> SUPPLIED MATERIAL

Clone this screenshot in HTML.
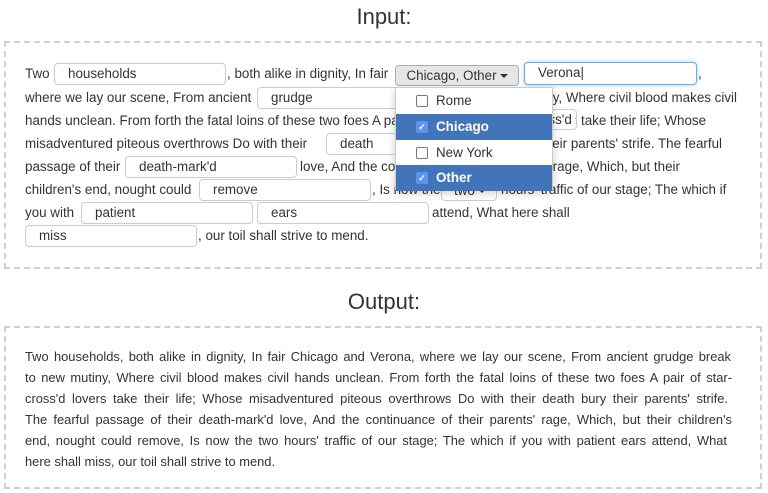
<!DOCTYPE html>
<html><head><meta charset="utf-8"><style>
*{box-sizing:border-box;margin:0;padding:0}
body{width:768px;height:493px;background:#fff;font-family:"Liberation Sans",sans-serif;color:#333;position:relative;overflow:hidden}
.h{position:absolute;left:0;width:768px;text-align:center;font-size:22px;color:#333}
.box{position:absolute;left:4px;width:758px;border:2px dashed #d0d0d0}
.t{position:absolute;font-size:13.4px;white-space:nowrap;line-height:16px}
.in{position:absolute;height:22px;border:1px solid #ccc;border-radius:4px;font-size:13.4px;padding-left:13px;line-height:20px;background:#fff;white-space:nowrap}
.sel{position:absolute;height:21px;border:1px solid #ccc;border-radius:4px;font-size:13.4px;line-height:19px;padding-left:12px;background:#fff;white-space:nowrap;overflow:hidden}
.car{display:inline-block;width:0;height:0;border-left:4px solid transparent;border-right:4px solid transparent;border-top:4px solid #333;vertical-align:middle;margin-left:3px}
.o{position:absolute;left:25px;font-size:12.9px;white-space:nowrap;line-height:16px;text-align:justify;text-align-last:justify}
.menu{position:absolute;left:395px;top:87px;width:158px;height:103px;background:#fff;border:1px solid #ccc;box-shadow:0 3px 8px rgba(0,0,0,.2)}
.it{position:absolute;left:0;width:156px;height:26px;font-size:13.4px;line-height:26px;padding-left:40px}
.it.a{background:#4274b9;color:#fff;font-weight:bold}
.cb{position:absolute;left:20px;top:7px;width:12px;height:12px;border:1px solid #777;border-radius:2px;background:#fff}
.it.a .cb{background:#5a96f0;border-color:#5a96f0;color:#fff;font-size:9px;line-height:10px;text-align:center}
</style></head><body>
<div class="h" style="top:4px">Input:</div>
<div class="box" style="top:41px;height:228px"></div>
<div class="h" style="top:289px">Output:</div>
<div class="box" style="top:326px;height:163px"></div>

<div class="t" style="left:25px;top:66px">Two</div>
<div class="in" style="left:54px;top:63px;width:172px">households</div>
<div class="t" style="left:227px;top:66px">, both alike in dignity, In fair</div>
<div style="position:absolute;left:395px;top:65px;width:124px;height:21px;background:#e6e6e6;border:1px solid #adadad;border-radius:4px;font-size:13.4px;line-height:19px;text-align:center;white-space:nowrap">Chicago, Other<span class="car"></span></div>
<div class="in" style="left:524px;top:62px;width:173px;height:23px;border-color:#66afe9;box-shadow:0 0 4px rgba(102,175,233,.6)">Verona|</div>
<div class="t" style="left:698px;top:66px">,</div>

<div class="t" style="left:25px;top:90px">where we lay our scene, From ancient</div>
<div class="in" style="left:257px;top:87px;width:172px">grudge</div>
<div class="t" style="right:31px;top:90px">mutiny, Where civil blood makes civil</div>

<div class="t" style="left:25px;top:113px">hands unclean. From forth the fatal loins of these two foes A pair of</div>
<div class="sel" style="left:490px;top:109px;width:87px">star-cross'd<span class="car"></span></div>
<div class="t" style="left:581px;top:113px">take their life; Whose</div>

<div class="t" style="left:25px;top:136px">misadventured piteous overthrows Do with their</div>
<div class="in" style="left:326px;top:133px;width:172px">death</div>
<div class="t" style="right:46px;top:136px">bury their parents' strife. The fearful</div>

<div class="t" style="left:25px;top:159px">passage of their</div>
<div class="in" style="left:125px;top:156px;width:172px">death-mark'd</div>
<div class="t" style="left:300px;top:159px">love, And the continuance of their parents' rage, Which, but their</div>

<div class="t" style="left:25px;top:182px">children's end, nought could</div>
<div class="in" style="left:199px;top:179px;width:172px">remove</div>
<div class="t" style="left:372px;top:182px">, Is now the</div>
<div class="sel" style="left:441px;top:180px;width:56px">two<span class="car"></span></div>
<div class="t" style="left:501px;top:182px">hours' traffic of our stage; The which if</div>

<div class="t" style="left:25px;top:205px">you with</div>
<div class="in" style="left:81px;top:202px;width:172px">patient</div>
<div class="in" style="left:257px;top:202px;width:172px">ears</div>
<div class="t" style="left:432px;top:205px">attend, What here shall</div>

<div class="in" style="left:25px;top:225px;width:172px">miss</div>
<div class="t" style="left:198px;top:228px">, our toil shall strive to mend.</div>

<div class="menu">
<div class="it" style="top:0"><span class="cb"></span>Rome</div>
<div class="it a" style="top:26px"><span class="cb">✓</span>Chicago</div>
<div class="it" style="top:52px"><span class="cb"></span>New York</div>
<div class="it a" style="top:77px"><span class="cb">✓</span>Other</div>
</div>

<div class="o" style="top:349px;width:706px">Two households, both alike in dignity, In fair Chicago and Verona, where we lay our scene, From ancient grudge break</div>
<div class="o" style="top:370px;width:707px">to new mutiny, Where civil blood makes civil hands unclean. From forth the fatal loins of these two foes A pair of star-</div>
<div class="o" style="top:391px;width:703px">cross'd lovers take their life; Whose misadventured piteous overthrows Do with their death bury their parents' strife.</div>
<div class="o" style="top:412px;width:707px">The fearful passage of their death-mark'd love, And the continuance of their parents' rage, Which, but their children's</div>
<div class="o" style="top:433px;width:702px">end, nought could remove, Is now the two hours' traffic of our stage; The which if you with patient ears attend, What</div>
<div class="o" style="top:454px;text-align:left;text-align-last:left">here shall miss, our toil shall strive to mend.</div>
</body></html>
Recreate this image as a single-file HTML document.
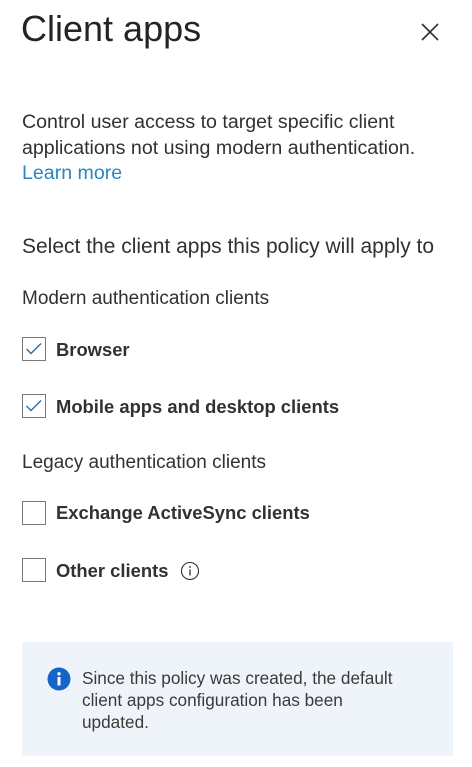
<!DOCTYPE html>
<html><head><meta charset="utf-8"><style>
body{margin:0;width:472px;height:767px;background:#fff;font-family:"Liberation Sans",sans-serif;color:#323130;position:relative;overflow:hidden}
.a{position:absolute;white-space:nowrap}
.cb{position:absolute;left:22px;width:24px;height:24px;border:1.5px solid #7a7a7a;box-sizing:border-box;background:#fff}
.lbl{font-size:18.4px;font-weight:600;left:56px;color:#323130}
</style></head><body>
<div class="a" style="left:21px;top:8px;font-size:36px;color:#252423">Client apps</div>
<svg class="a" style="left:420px;top:22px" width="20" height="20" viewBox="0 0 20 20"><path d="M2 2L18 18M18 2L2 18" stroke="#323130" stroke-width="1.6"/></svg>
<div class="a" style="left:22px;top:110px;font-size:19.6px;line-height:25.5px;color:#323130">Control user access to target specific client<br>applications not using modern authentication.<br><span style="color:#2a86bd">Learn more</span></div>
<div class="a" style="left:22px;top:235px;font-size:21px">Select the client apps this policy will apply to</div>
<div class="a" style="left:22px;top:288px;font-size:19px">Modern authentication clients</div>
<div class="cb" style="top:337px"><svg width="21" height="21" viewBox="0 0 21 21"><path d="M3.5 11l4.5 4.5 10-10" stroke="#2a6ea8" stroke-width="1.4" fill="none"/></svg></div>
<div class="a lbl" style="top:339px">Browser</div>
<div class="cb" style="top:394px"><svg width="21" height="21" viewBox="0 0 21 21"><path d="M3.5 11l4.5 4.5 10-10" stroke="#2a6ea8" stroke-width="1.4" fill="none"/></svg></div>
<div class="a lbl" style="top:396px">Mobile apps and desktop clients</div>
<div class="a" style="left:22px;top:452px;font-size:19px">Legacy authentication clients</div>
<div class="cb" style="top:501px"></div>
<div class="a lbl" style="top:502px">Exchange ActiveSync clients</div>
<div class="cb" style="top:558px"></div>
<div class="a lbl" style="top:560px">Other clients</div>
<svg class="a" style="left:180px;top:561px" width="20" height="20" viewBox="0 0 20 20"><circle cx="10" cy="10" r="8.5" stroke="#323130" stroke-width="1.1" fill="none"/><path d="M10 8.5v6" stroke="#323130" stroke-width="1.3"/><circle cx="10" cy="6" r="0.9" fill="#323130"/></svg>
<div class="a" style="left:22px;top:642px;width:431px;height:114px;background:#eff4fb"></div>
<svg class="a" style="left:47px;top:667px" width="24" height="24" viewBox="0 0 24 24"><circle cx="12" cy="12" r="11.5" fill="#1565c8"/><rect x="10.5" y="10" width="3" height="8.5" fill="#fff"/><circle cx="12" cy="6.8" r="1.7" fill="#fff"/></svg>
<div class="a" style="left:82px;top:667px;font-size:17.2px;line-height:22px;color:#3b3a39">Since this policy was created, the default<br>client apps configuration has been<br>updated.</div>
</body></html>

> WHAT TO WORK ON
Copy out every line holding the string "this".

> RESPONSE BELOW
Clone this screenshot in HTML.
Recreate this image as a single-file HTML document.
<div class="a" style="left:22px;top:235px;font-size:21px">Select the client apps this policy will apply to</div>
<div class="a" style="left:82px;top:667px;font-size:17.2px;line-height:22px;color:#3b3a39">Since this policy was created, the default<br>client apps configuration has been<br>updated.</div>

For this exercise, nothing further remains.